The present invention provides the following system and method of mobile enforcement insurance verification as shown in FIG. 13:

a. An insurance company Homing Tag or other suitable identifier (i.e. identifier sticker “ABC”) is applied in step 1302 to the license plate or back window of the vehicle so that it is visible to traffic to the rear. The sticker is provided to the vehicle owner (insured) along with the paper insurance card.
b. A patrol officer enters in step 1304 the license plate or VIN number of the vehicle into the in-vehicle automotive vehicle registration verification system as is typically done today. Optionally, in addition, the officer enters the Homing Tag information from the visible sticker (i.e. “ABC”).
c. Under the stored program control of the API accessed by the vehicle registration system, the Homing Tag is used as a lookup key in the locally stored translation table. The result of the lookup is the destination network address of the DSS in step 1306 associated with that insurance company and the insurance company assigned policy identifier.
d. Under the stored program control of the API accessed by the vehicle registration system, an information request package is built in step 1308 containing a security Daycode, the sender ID and sender network address, and the license plate number, VIN, and/or policy identifier.
e. The information package (query) is sent in step 1310 from the initiating user location to the specified destination network address (via UDP message or TCP/IP connection).
f. At the destination (DSS, the insurance company), stored program control receives the information request and validates the security Daycode in step 1312.
g. If the security Daycode is valid, the VIN, license plate number and/or policy identifier is used as a lookup key into the insurance company database in step 1314.
h. The insurance company database is queried locally by the DSS stored program control at the insurance company in step 1316.
i. The result of the insurance company database lookup (insurance current, expired, cancelled, not found) is constructed in step 1318 into a response package. The response package includes the security Daycode, the Sender ID, the VIN and/or license plate number, vehicle model and type, and the insurance status.
j. The response package is transmitted across the network to the User network address (via UDP or TCP/IP connection) that initiated the query.
k. The package is received by the stored program control at the initiating location in step 1320 (the in-vehicle registration verification system) and the received Sender ID is compared to the real Sender ID in step 1322
l. If the Sender IDs match, the result (insurance valid, cancelled, expired, not found) is displayed.

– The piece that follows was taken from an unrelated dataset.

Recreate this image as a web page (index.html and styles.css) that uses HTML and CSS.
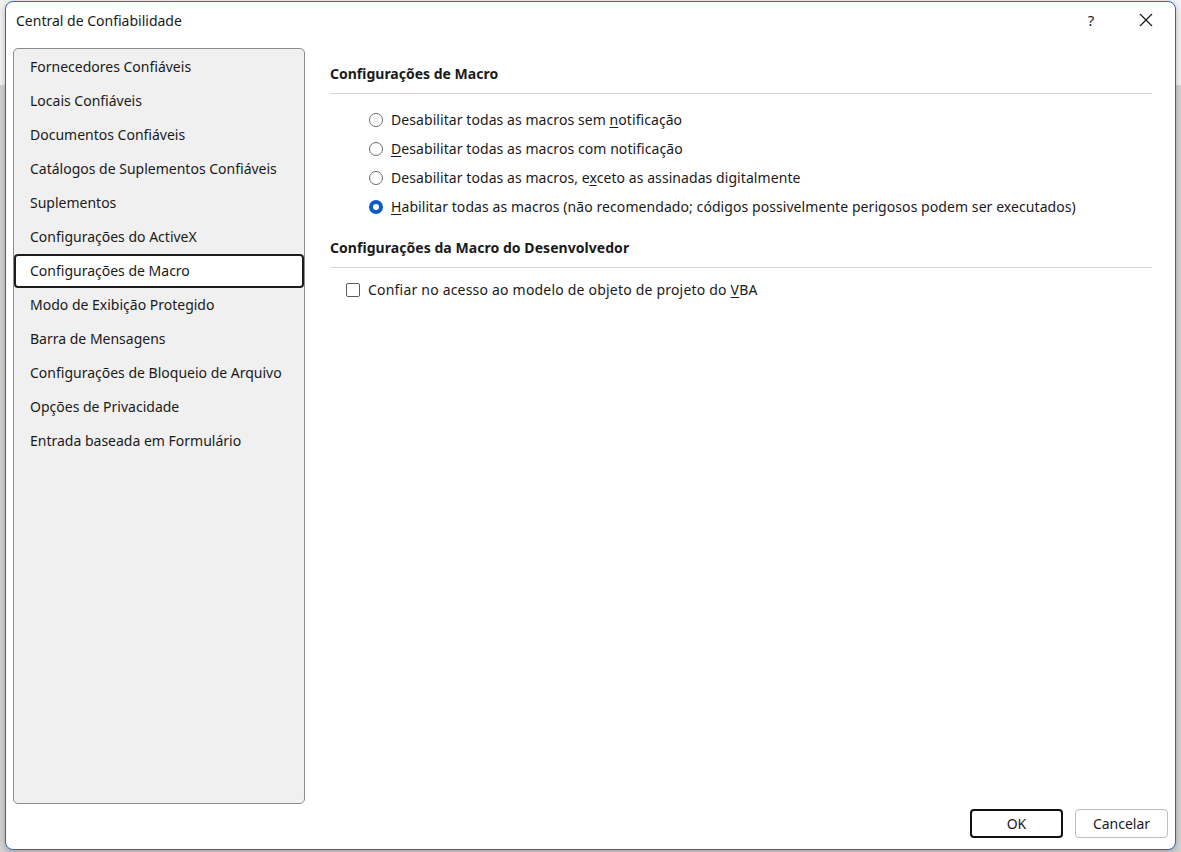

The present invention provides the additional following system and method of mobile enforcement insurance verification as shown in FIG. 14:

a. A patrol officer enters the license plate number of the vehicle, and the state identifier, which licensed the vehicle, into the in-vehicle automotive vehicle registration verification system in step 1402 as is typically done today.
b. Under the stored program control of the in vehicle registration system (the initiating subsystem) a data packet is provided in step 1404 to the User Subsystem API (6110) containing the license plate number of the vehicle and the VIN number of the vehicle.
c. The received state identifier is compared in step 1408 to the state ID contained in the User control Program (6200). If the state Ids do not match, the received state ID is used in step 1412 as a lookup into the translation tables for state systems (6700) providing the key to State translation and the query is forwarded in step 1416 to the User subsystem API for that state, otherwise the data packet is processed as follows:
d. License plate or VIN number is used as a lookup key in step 1418 in the locally stored translation tables (6700) providing the key (HID) to insurance company route translation and the key to unique policy number translation. The result of the lookup is the destination network address or web service signature of the DSS associated with that insurance company and the insured Insurance Company assigned policy number or policy identifier.
e. Under the stored program control (6300) an information request package is built in step 1420 containing a security Daycode, the sender ID and sender network address, and the license plate number, the VIN, and/or the insured unique policy number.
f. The information package (query) is sent in step 1422 from the initiating user location to the specified destination network address or web service using proprietary messaging or standardized methods (Web Service, RMI, JMS, HTTP, etc.).
g. At the destination (DSS, the insurance company), stored program control receives in step 1424 the information request and processes the message.
h. The VIN, policy number, and/or license plate number is used in step 1426 as a lookup key into the insurance company database.
i. The insurance company database is queried locally by stored program control at the insurance company.
j. The result of the insurance company database lookup (insurance current, expired, cancelled, not found) and VIN and/or license plate number is constructed in step 1428 into a response package. The response package includes the security Daycode, the Sender ID, the insurance company database derived VIN and/or license plate number, and the insurance status.
k. The response package is transmitted in step 1430 across the network to the User Subsystem at the network address that initiated the query.
l. The response package is received in step 1432 by the stored program control at the initiating location (User Subsystem API), processed, VIN, license plate number or unique identifier compared in step 1432, and presented to the in-vehicle registration verification system via the User subsystem API interface (6110). If the VIN, license plate number and/or unique identifier match fails, the insurance status is overridden to “not valid” in step 1436 as a method of fraud prevention.
m. The response message is processed as required by the initiating system and the results displayed in step 1438 to the officer in the field (insurance status received or failed query due to mismatched VIN).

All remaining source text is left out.